Where, pray tell, might you send your missives? Here:

(Isn’t that handwriting about the prettiest thing you’ve seen all week?)

Onto some samples from a few of our friends in Albuquerque. (We’ll only use first names and leave out writer’s addresses.)

Evelyn wrote:

“In this centennial year for New Mexico, I am 80 years old. I live in the Northeast Heights in a house purchased in 1958 for $10,500. It was built in 1954 … one block from Morris St. There were no buildings at that time from east of Morris St. to the mountains…just a dirt road named Juan Tabo. My house has 3 bedrooms, one bathroom and a one-car garage. Every home then had clotheslines and I still use mine. …As a single mother of four children, I taught sewing classes as my own business in fabric stores for 30 years. Most women work outside the home today so sewing is more of a hobby than a necessity. However, young people are becoming more interested in sewing because of a TV program called Project Runway. Sewing classes have been phased out in schools. …”

Joanne wrote:

“I am a native New Mexican, born in 1940 on North Fourth Street in Albuquerque. My father came to NM in 1907 from Kansas as a homesteader in Edgewood when he was 18 years old. His father and eight brothers each received 160 acres but later most of them lost their land because of drought and moved to Albuquerque.

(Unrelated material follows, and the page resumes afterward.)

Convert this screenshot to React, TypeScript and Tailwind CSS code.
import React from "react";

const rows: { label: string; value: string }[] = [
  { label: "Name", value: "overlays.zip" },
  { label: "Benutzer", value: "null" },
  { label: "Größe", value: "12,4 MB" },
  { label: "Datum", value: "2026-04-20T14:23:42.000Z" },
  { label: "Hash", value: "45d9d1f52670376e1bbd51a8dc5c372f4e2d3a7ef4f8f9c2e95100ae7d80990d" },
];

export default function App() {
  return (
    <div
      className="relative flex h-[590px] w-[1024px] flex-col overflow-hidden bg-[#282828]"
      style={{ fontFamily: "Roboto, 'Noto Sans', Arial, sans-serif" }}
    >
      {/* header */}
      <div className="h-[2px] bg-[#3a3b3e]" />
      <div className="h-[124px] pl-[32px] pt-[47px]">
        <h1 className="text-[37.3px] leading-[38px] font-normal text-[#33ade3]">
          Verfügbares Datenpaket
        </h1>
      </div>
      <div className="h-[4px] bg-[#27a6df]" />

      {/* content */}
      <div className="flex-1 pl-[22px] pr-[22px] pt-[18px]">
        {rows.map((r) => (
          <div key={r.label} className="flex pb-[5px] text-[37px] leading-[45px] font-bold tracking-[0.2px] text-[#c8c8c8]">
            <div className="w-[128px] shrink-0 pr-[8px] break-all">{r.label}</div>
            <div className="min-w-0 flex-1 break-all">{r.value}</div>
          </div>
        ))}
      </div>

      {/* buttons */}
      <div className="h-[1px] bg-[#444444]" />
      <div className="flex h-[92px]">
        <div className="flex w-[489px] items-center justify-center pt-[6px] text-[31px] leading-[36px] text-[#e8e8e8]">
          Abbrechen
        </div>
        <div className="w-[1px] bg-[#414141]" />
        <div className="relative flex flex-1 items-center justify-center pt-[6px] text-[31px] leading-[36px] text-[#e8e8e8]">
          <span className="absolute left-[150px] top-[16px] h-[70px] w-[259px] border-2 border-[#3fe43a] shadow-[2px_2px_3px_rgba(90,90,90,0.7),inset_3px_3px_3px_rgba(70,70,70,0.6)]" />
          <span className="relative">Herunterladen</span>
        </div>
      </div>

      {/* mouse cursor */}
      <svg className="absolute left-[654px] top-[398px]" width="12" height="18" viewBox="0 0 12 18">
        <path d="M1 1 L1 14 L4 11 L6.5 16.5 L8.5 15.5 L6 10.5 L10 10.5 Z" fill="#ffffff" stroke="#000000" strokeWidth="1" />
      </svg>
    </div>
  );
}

My mother came in 1912 when she was 12 years old because her father had TB. I was a teacher at Grant Jr. High and Manzano High School. …

“In 2010 I decided to remodel my house, the original part of which was built in 1947. it was cold in winter, hot in summer, a typical uninsulated, flat-roofed house. I decided to insulate it by wrapping the entire house with straw bales. With the stucco on the outside it looks like an adobe house. I also wanted to see the mountains so I added a second floor bedroom and bath with a deck. I remodeled the house to make the garage into an art studio and added a solar green house on the south side of the house. I added solar panels that produce more energy than I use, giving me great satisfaction, especially when I get a refund every month from the electric company. It makes me so happy to know that I am producing energy for someone else to use as well without polluting our beautiful earth. I am trying to have a garden for produce, fruit trees, flowers and foliage without using too much water so I installed rain-water collection tanks. I think of my house as a demonstration of what one can do with an old house to make it really energy efficient. …”

Suzanne, a 71-year-old Albuquerquean, included details of a friend’s upcoming surgery that, in 100 years, may seem like a commonplace procedure. Not today:

“Dear friend Emily … announced she will have deep brain surgery Mon. Jan. 9 to harness and correct hand tremors she’s suffered for several years. This is not experimental but cutting edge. She will be in intensive care two nights, then rehab after having a tiny computer implanted in her chest to maybe take the place of the part of her brain that is malfunctioning. She is frightened and excited. I think she is so brave but she needs to reclaim her life so she can paint and sew and make jewelry again.”

We’ll close out today (don’t worry, we’ll share plenty more in the weeks ahead) with Olivia, a fourth-grader from Hubert Humphrey Elementary School, whose optimism just may be catching:

“N.M makes me feel special because everyone is different and no one is mean or disappointed because this is the Land of Enchantment. Special things can happen, and that’s why I love New Mexico. What I worry about is people doing dangerous stuff. What gives me hope is seeing people happy and people encouraging me.”